Free元八戸町長・北村益の居合映像 県近代文学館で初公開 長男小松が撮影か
八戸町(現八戸市)で第3、5代町長を務めた北村益(1868~1951年)が、免許皆伝の腕前だった神道無念流居合の演武を披露する73歳の時の映像「尚武(しょうぶ)」が見つかり、22日に青森市の青森県近代文学館で初公開された。劇作家・小説家の長男小松(1901~64年)が撮影した可能性があり、映像の説明を行った八戸ペンクラブの滝尻善英副会長は「北村益が実際に動いている映像はほかに見たことがない。八戸藩で伝承された武術の実像に迫る上でも貴重な資料だ」と強調する。
1907年に第3代八戸町長に就任し、鮫港の修築や、久慈―八戸間の鉄道開通に尽力した北村は、さまざまな武芸に秀でていたことでも知られる。
江戸時代に八戸藩へ伝わった神道無念流については、00年に剣術および居合の免許を皆伝された。同流派は、全ての動きに発声がある、左足のつま先が外側を向く「撞木足(しゅもくあし)」を行う―などの特徴を持つ。北村以後も伝承され、91年に八戸市の無形文化財に指定されている。
映像は、近代文学館で開催中の北村小松生誕120年特別展に関わる資料調査の過程で、16ミリフィルムから復元された。同日、同館で開かれた滝尻さんの講演で初公開となった。

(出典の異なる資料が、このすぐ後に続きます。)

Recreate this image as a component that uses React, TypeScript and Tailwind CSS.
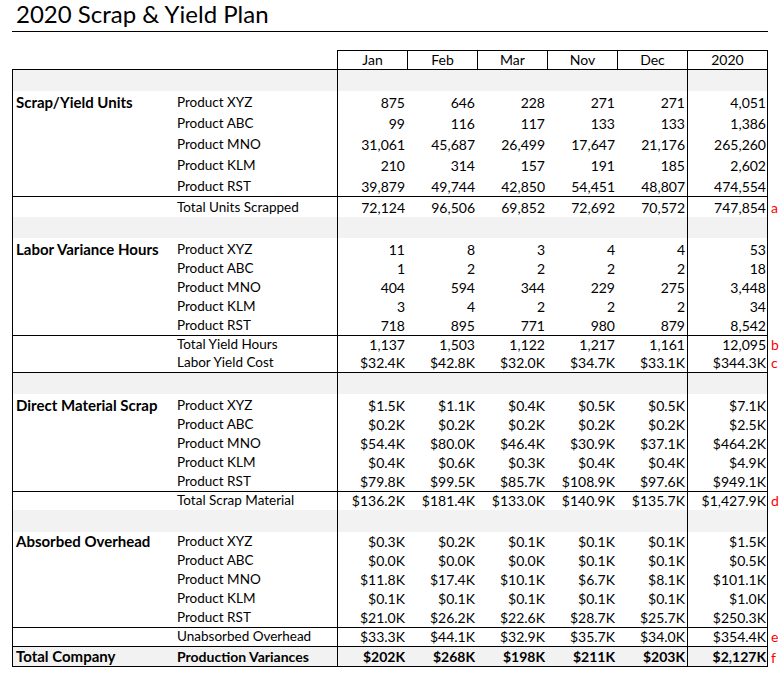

41年に八戸市類家の芭蕉堂公園で撮影された約8分の映像で、北村が神道無念流と、穴澤流なぎなたの演武を披露している。撮影者は「竹丈六」で、滝尻さんは「松竹梅の『竹』、大きいという意味の『丈六』で、小松に対して大竹。ペンネームを使った小松が撮影したのではないか」と推測した。
現在の無念流と比較した滝尻さんは「撞木足や、発声など基本的な部分は現在と同じ」とする一方、伝承の過程でアレンジが加えられた可能性を指摘。「北村が極めていたのは、古くから伝わる無念流を踏襲した、より正統に近いものだった。細かい部分で違いがあるのではないか」として、映像が今後の伝承に生かされることを期待する。
八戸市から講演会に足を運んだ村上惠拓さん(84)は「切れのある素晴らしい演武。日本人の心を感じた」と声を弾ませた。
映像の今後の公開は未定だという。